Riflemen are being caught in the crossfire on Whittington ranges as the battle for disabled horse riders’ rights rumbles on.
The ‘Staffordshire Phoenix’ has been holding the MoD to account for failing to sort out the problem.
Meanwhile, officials at the Staffordshire Phoenix Rifle and Pistol Club (SPRPC) are stressing that they have absolutely nothing whatsoever to do with the online publication.
And nor do the club members provide the journalists with any information about the MoD site, off Common Lane.
Caught in crossfire
The ‘Phoenix’ publication’s editor, said: “SPRPC is a highly respected and responsible organisation.
“Its members have immense knowledge and experience and work hard to promote the enjoyment, safe practice and history of their sport.
“The last thing we want is for people to confuse their club with our publication. The two are totally unconnected.
“We very are sorry if they have received criticism because of a case of mistaken identity.
“But we cannot ignore how strongly local residents feel about the military preventing disabled riders using a bridleway and damming a brook that provides livestock with water.
“These are only the latest in a long line of problems associated with the MoD’s management of the site and things do not seem to be improving.
“There has been a fresh attack on property adjoining the army land and it appears those responsible might again have used the ranges as their access route.”
The ‘Phoenix’ asked the MoD for answers over the blocked bridleway and dammed brook.
Major James Salisbury, replied: “Your attachment below will also be dealt with to allow us to answer and again I do emphasis along with our other duties within our work we will do so.” (sic)

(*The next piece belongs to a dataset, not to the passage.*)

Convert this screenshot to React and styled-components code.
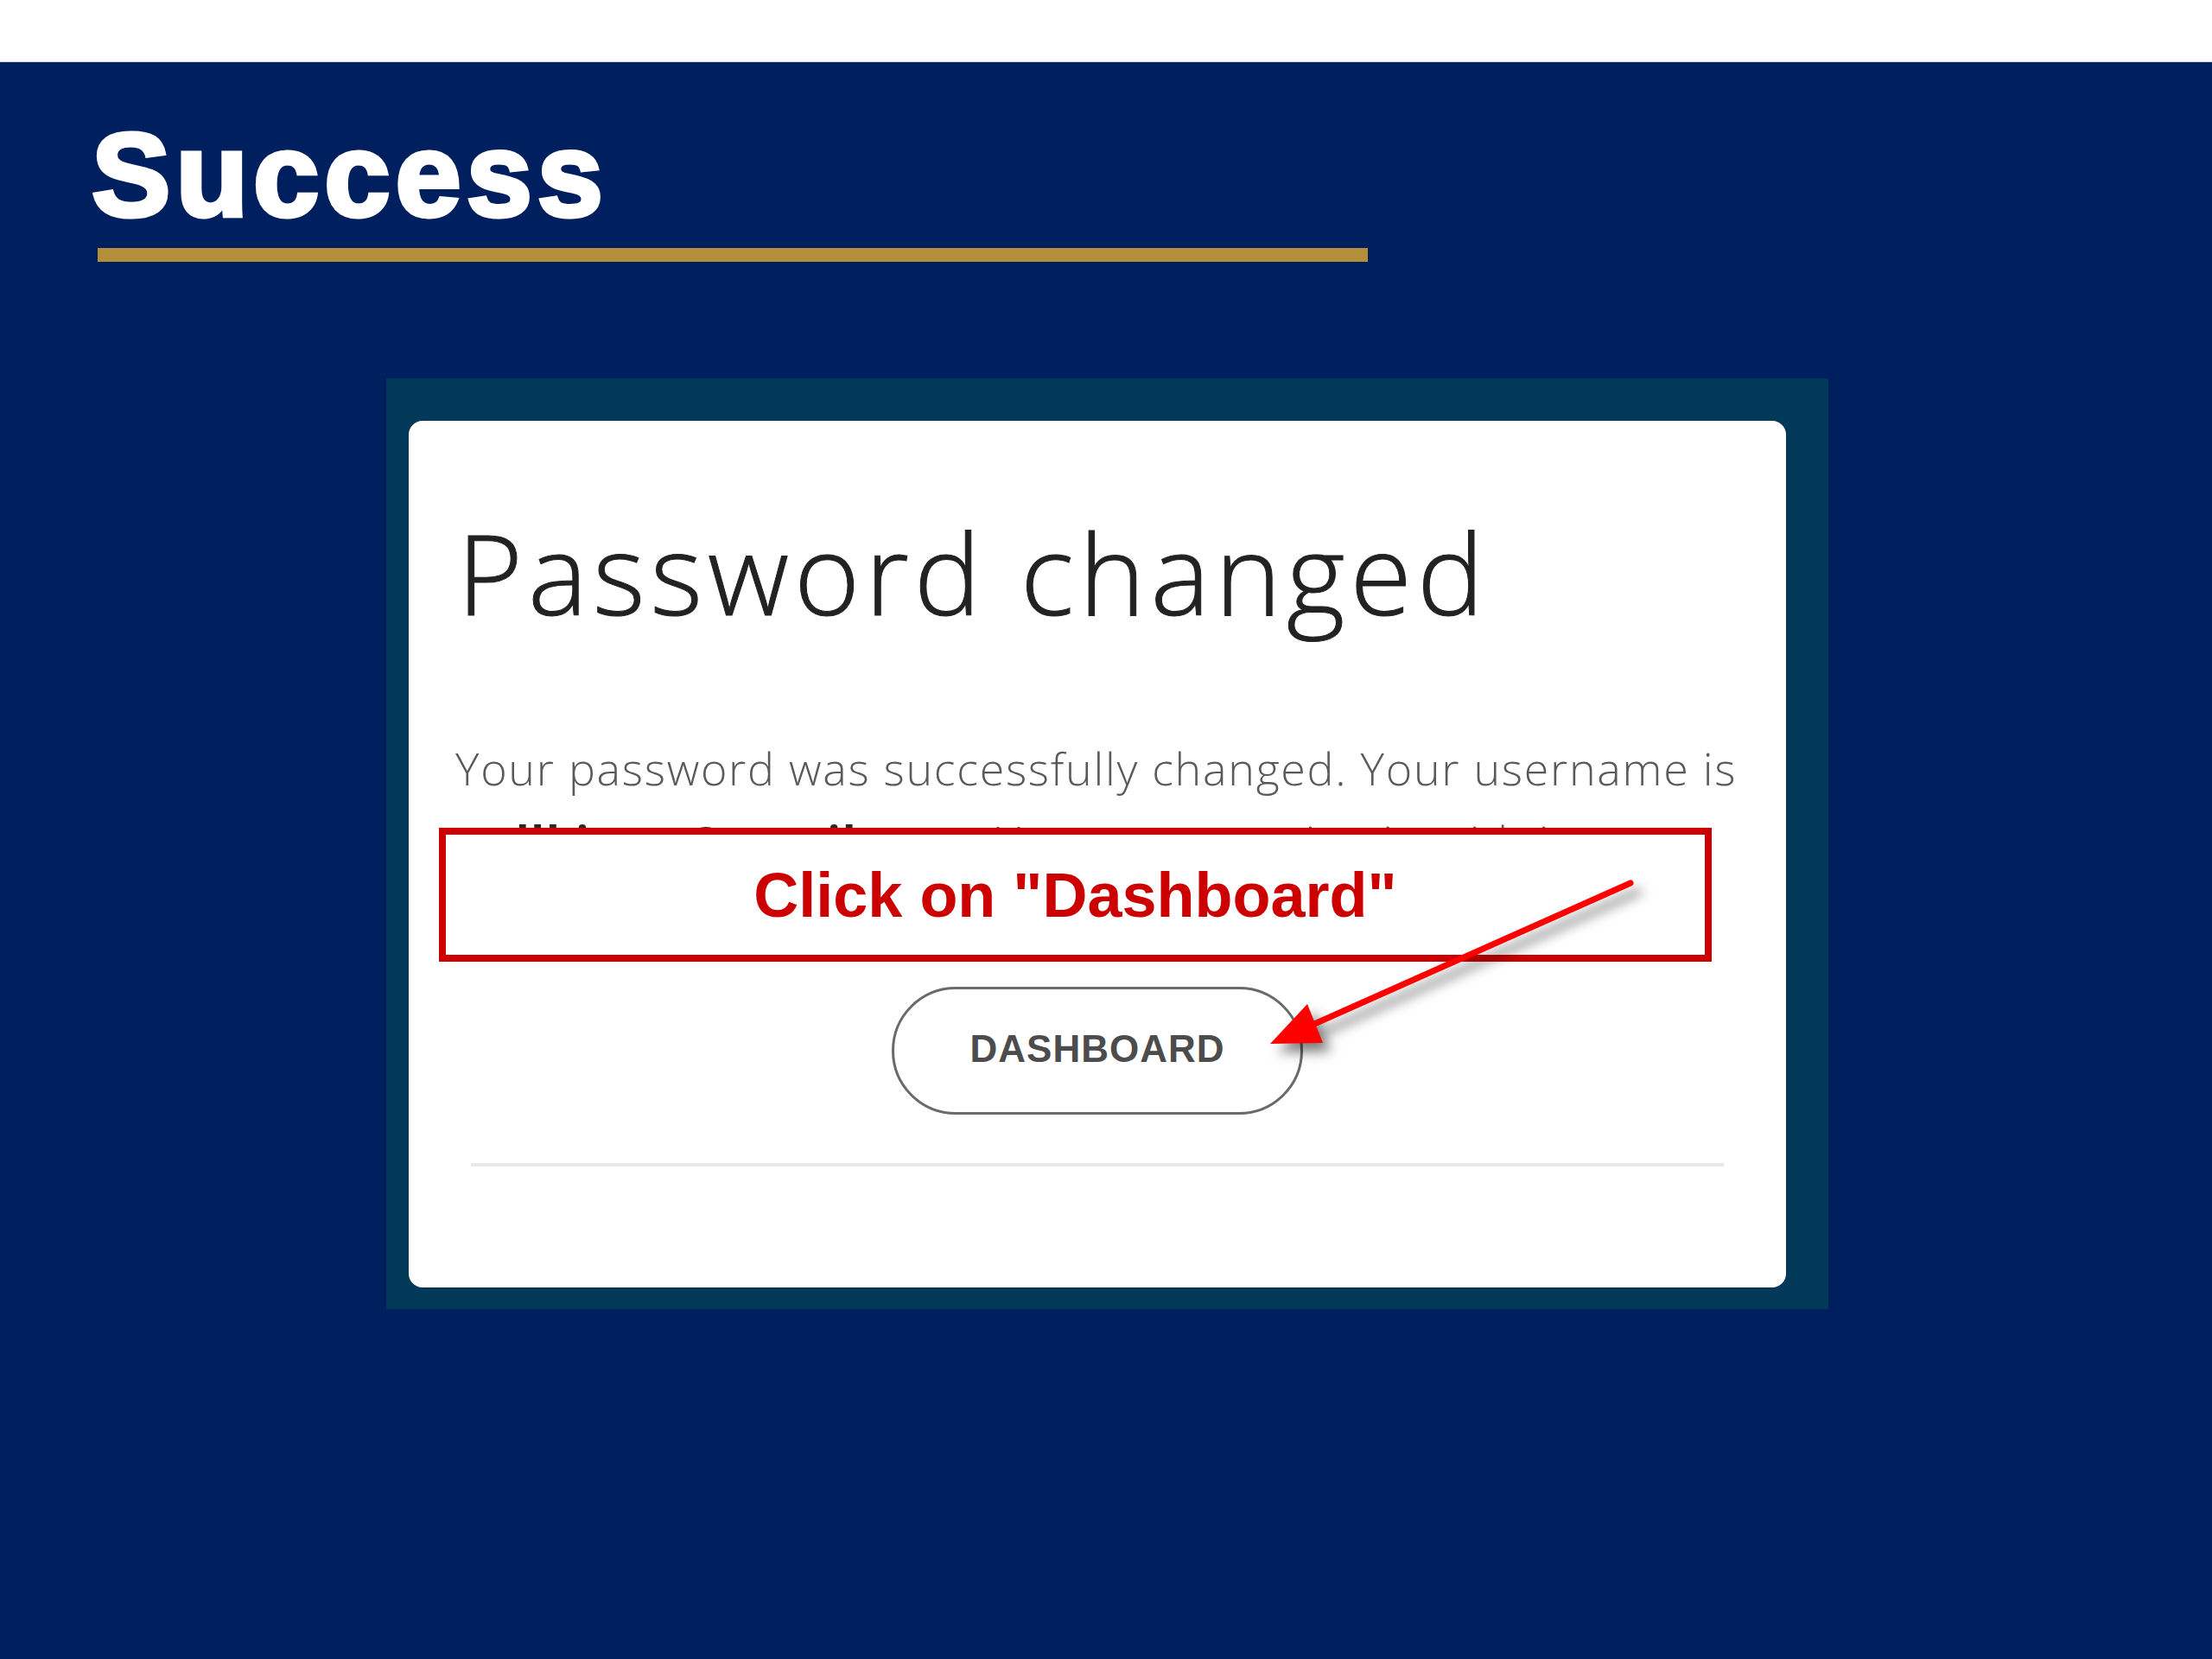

Nothing has been heard of him since.
The MoD has also failed to comment about its allegedly shambolic restoration of facilities at the Whittington site.
It was claimed a cock-up led to vast bullet-catching sand hills being put in the wrong place and having to be shifted at huge wasted public expense.
Before that criminals were using the unguarded and insecure ranges as a covert route for attacking adjoining properties.
Thousands of pounds worth of stolen goods were hauled away by gangs driving trucks along the range roads.
Criminals zeroed in
Vandals, arsonists, badger baiters, people hunting illegally with dogs, and stalkers were all drawn to the MoD land.
Potentially dangerous equipment was left open for youngsters to play on.
A guard allegedly claimed it was policy never to challenge people found on the ranges.
A man who said he managed the site screamed foul-mouthed abuse at a journalist who covered the story.